- **STATED GOAL**:
Among the entries below, copy only the span from the line containing "Generate a component" through the line containing "import React from". Do so exactly, and skip the pictures.

- **EXCERPTED DATA**:
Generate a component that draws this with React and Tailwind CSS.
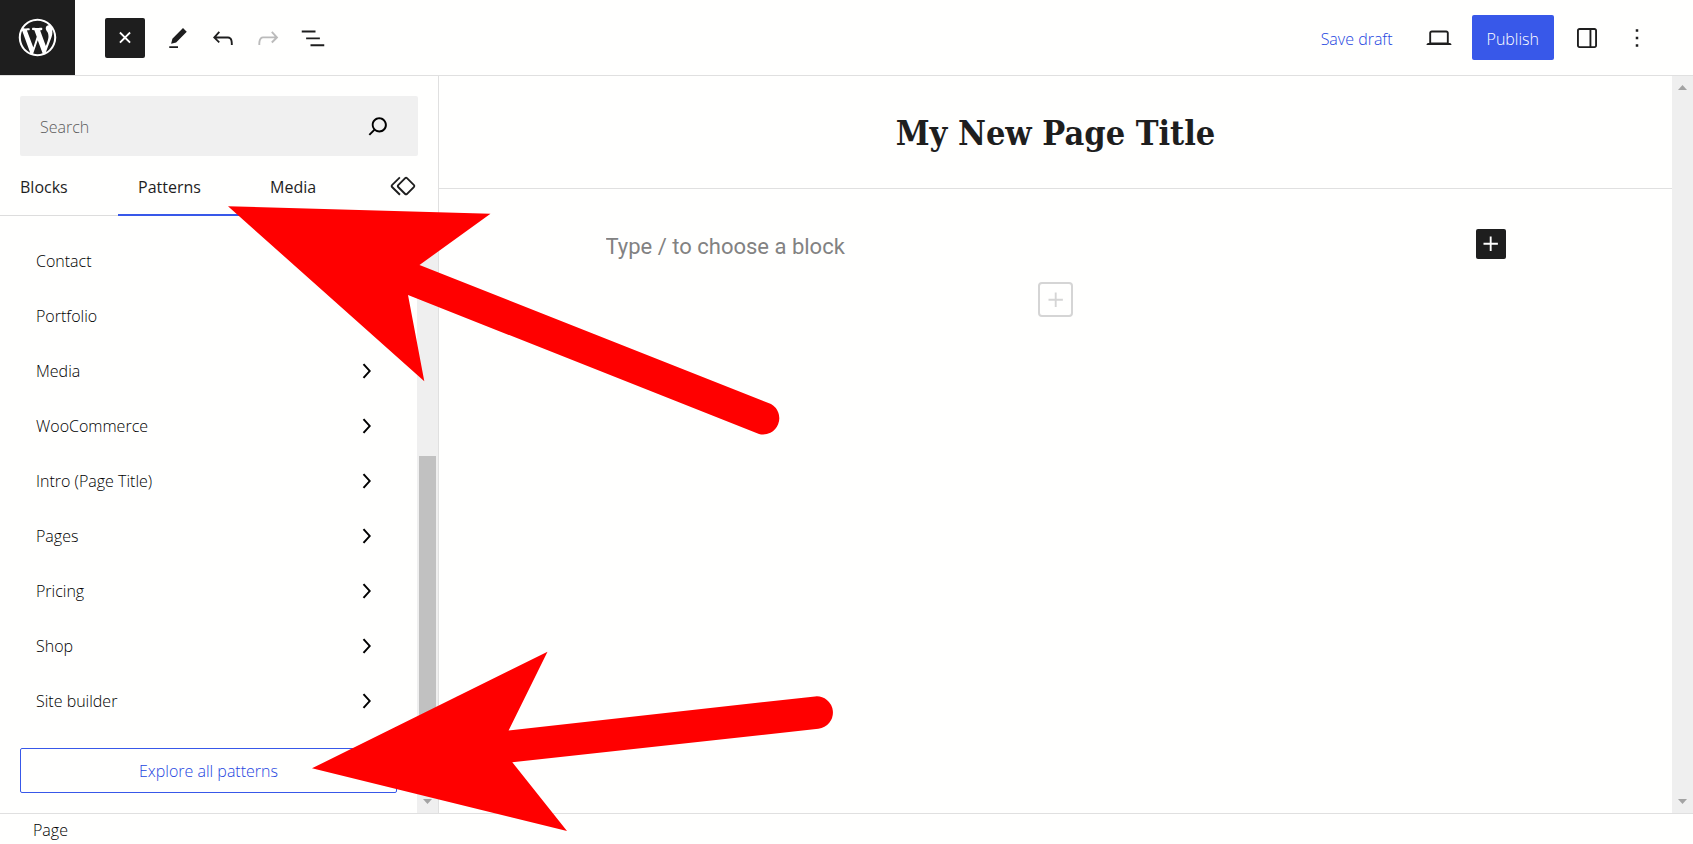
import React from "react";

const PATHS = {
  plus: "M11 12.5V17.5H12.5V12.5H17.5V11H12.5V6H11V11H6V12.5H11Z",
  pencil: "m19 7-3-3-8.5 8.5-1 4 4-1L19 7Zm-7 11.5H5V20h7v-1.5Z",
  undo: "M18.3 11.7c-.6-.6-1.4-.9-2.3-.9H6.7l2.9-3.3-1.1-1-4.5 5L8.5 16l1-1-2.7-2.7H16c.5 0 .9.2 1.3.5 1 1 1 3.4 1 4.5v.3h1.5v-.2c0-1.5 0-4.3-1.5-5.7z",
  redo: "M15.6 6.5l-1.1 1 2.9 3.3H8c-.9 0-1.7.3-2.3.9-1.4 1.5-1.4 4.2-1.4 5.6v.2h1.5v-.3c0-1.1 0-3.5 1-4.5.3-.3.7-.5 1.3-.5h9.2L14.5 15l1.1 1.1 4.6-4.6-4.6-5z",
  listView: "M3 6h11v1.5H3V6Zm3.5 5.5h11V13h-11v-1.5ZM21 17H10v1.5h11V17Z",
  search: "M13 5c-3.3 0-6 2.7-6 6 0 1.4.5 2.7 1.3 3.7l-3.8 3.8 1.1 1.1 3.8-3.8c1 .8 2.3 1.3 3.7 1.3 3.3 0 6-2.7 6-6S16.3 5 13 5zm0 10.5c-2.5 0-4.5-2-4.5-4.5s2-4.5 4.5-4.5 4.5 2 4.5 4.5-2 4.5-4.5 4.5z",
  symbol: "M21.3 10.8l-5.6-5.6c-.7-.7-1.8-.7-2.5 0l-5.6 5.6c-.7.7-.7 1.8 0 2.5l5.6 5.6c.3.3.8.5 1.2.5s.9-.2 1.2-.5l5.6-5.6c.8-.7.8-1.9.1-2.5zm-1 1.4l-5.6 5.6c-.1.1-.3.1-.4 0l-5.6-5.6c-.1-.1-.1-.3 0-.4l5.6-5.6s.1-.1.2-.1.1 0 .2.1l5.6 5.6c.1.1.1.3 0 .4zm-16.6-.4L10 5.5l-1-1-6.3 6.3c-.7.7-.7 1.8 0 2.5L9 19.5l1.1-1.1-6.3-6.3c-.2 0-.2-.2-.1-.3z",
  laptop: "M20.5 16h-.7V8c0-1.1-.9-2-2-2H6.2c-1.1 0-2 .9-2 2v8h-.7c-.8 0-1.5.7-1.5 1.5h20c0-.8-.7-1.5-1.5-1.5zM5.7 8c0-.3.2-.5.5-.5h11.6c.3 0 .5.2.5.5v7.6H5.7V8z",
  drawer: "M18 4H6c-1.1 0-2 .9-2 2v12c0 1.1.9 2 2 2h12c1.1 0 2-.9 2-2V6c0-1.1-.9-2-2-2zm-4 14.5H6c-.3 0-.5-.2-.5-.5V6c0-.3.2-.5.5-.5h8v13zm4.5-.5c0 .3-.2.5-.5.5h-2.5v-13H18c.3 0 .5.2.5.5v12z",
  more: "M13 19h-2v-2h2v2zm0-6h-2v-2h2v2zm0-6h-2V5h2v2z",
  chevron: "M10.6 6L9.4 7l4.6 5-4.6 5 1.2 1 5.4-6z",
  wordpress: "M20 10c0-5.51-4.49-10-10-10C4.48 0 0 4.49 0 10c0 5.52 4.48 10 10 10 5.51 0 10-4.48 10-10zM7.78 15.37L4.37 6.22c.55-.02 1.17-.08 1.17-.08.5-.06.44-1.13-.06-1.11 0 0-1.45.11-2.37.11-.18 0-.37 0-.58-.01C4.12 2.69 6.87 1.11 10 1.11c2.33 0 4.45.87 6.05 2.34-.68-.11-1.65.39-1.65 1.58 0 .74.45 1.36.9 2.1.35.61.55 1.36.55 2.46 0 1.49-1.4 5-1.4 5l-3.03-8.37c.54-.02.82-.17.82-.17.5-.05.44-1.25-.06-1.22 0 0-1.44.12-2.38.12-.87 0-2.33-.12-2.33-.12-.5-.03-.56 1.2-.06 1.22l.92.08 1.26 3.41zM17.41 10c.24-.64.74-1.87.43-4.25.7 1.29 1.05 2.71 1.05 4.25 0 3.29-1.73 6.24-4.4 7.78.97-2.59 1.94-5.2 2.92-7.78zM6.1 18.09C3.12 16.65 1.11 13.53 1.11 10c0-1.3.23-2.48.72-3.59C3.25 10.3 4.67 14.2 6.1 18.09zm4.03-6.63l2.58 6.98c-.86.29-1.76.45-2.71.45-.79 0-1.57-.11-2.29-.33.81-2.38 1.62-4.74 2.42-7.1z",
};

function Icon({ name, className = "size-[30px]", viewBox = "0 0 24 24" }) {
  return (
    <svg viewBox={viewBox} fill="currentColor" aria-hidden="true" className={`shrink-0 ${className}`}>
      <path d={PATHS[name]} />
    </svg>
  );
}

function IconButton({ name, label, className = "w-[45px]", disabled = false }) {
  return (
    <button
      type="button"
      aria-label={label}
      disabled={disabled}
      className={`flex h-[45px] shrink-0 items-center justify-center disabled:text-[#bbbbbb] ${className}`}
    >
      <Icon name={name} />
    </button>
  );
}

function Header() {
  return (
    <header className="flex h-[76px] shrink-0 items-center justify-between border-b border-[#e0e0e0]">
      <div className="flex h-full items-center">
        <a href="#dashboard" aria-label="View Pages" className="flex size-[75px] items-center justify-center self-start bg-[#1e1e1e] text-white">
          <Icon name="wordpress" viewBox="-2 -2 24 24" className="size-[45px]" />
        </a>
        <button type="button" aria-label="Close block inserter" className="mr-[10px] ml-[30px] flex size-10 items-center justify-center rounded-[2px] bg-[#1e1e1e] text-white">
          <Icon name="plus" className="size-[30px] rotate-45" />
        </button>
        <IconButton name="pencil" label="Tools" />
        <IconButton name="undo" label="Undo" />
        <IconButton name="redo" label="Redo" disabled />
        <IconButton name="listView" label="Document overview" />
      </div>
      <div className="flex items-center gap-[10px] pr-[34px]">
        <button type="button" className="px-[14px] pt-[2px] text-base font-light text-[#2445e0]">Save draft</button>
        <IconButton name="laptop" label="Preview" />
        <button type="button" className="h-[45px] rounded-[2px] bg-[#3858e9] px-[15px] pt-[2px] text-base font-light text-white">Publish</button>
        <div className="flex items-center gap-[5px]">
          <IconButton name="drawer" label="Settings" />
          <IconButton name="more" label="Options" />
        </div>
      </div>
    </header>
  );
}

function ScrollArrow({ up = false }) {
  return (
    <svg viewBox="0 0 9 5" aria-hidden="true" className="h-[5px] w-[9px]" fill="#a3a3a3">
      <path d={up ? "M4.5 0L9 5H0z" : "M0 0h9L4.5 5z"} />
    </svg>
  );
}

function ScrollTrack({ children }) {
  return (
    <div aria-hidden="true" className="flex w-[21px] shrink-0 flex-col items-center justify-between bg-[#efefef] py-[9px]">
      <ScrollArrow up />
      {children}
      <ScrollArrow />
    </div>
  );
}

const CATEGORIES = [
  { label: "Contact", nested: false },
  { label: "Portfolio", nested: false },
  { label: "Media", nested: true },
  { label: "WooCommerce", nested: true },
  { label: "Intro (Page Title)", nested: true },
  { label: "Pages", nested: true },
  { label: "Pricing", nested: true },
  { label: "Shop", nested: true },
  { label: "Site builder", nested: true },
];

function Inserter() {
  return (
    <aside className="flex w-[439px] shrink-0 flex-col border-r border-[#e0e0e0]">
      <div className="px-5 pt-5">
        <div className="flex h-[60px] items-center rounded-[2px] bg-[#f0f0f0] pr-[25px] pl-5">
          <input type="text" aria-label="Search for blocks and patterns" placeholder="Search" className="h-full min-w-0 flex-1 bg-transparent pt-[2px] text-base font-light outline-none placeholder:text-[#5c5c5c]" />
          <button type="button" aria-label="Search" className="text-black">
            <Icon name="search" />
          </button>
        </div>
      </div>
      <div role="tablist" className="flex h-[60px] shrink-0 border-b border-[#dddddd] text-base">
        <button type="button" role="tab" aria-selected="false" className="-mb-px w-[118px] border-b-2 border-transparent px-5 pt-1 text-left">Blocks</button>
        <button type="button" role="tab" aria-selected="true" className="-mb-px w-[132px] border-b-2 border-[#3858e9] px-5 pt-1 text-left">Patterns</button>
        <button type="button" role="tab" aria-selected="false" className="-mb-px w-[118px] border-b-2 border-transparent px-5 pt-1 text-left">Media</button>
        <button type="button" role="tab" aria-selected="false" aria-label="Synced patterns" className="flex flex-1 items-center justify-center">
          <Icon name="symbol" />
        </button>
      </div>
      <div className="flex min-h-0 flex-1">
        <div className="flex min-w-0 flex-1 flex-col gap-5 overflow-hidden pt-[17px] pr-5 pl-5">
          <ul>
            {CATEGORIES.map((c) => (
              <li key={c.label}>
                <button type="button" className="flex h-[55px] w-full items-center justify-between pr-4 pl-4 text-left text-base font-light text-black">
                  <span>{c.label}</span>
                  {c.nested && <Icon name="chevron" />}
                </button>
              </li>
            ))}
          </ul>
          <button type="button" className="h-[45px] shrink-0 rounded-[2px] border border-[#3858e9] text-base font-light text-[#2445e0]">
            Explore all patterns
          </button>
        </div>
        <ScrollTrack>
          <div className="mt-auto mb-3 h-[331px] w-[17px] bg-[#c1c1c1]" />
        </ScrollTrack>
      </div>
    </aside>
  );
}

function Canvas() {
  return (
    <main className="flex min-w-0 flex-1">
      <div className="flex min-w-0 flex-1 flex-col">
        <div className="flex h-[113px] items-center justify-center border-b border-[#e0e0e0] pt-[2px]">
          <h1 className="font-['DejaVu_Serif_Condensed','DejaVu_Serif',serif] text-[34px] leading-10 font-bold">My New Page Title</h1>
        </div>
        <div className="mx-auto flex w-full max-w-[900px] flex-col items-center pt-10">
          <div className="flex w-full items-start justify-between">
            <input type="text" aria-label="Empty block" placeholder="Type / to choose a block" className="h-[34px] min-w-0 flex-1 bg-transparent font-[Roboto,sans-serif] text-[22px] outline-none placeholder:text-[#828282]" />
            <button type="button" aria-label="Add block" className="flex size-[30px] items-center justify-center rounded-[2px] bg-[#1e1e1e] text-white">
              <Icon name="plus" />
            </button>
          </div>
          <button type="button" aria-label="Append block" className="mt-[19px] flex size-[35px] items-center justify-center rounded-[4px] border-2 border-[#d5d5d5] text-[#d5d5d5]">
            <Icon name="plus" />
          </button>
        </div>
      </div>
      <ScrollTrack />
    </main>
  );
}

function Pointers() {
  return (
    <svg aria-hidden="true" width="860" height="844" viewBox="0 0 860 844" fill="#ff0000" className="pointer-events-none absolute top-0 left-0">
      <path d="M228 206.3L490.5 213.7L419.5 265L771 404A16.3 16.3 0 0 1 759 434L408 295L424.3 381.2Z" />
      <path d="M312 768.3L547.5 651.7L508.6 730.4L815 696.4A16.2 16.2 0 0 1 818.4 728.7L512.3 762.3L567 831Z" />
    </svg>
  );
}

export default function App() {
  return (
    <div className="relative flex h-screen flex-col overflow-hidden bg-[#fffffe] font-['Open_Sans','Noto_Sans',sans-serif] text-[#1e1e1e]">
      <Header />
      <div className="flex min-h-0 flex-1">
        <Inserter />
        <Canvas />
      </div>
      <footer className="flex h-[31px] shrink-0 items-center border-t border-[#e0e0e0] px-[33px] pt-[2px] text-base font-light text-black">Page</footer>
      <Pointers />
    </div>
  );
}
---
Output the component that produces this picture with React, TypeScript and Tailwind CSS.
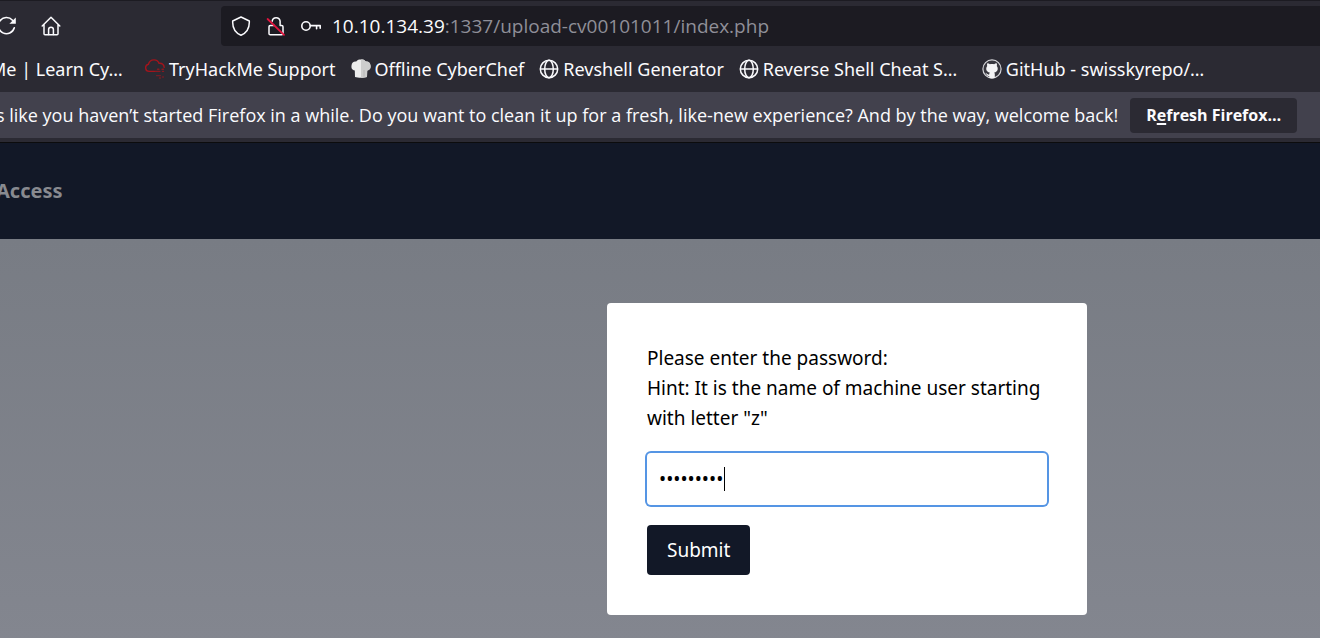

- **PROBLEM SOLUTION**:
Generate a component that draws this with React and Tailwind CSS.
import React from "react";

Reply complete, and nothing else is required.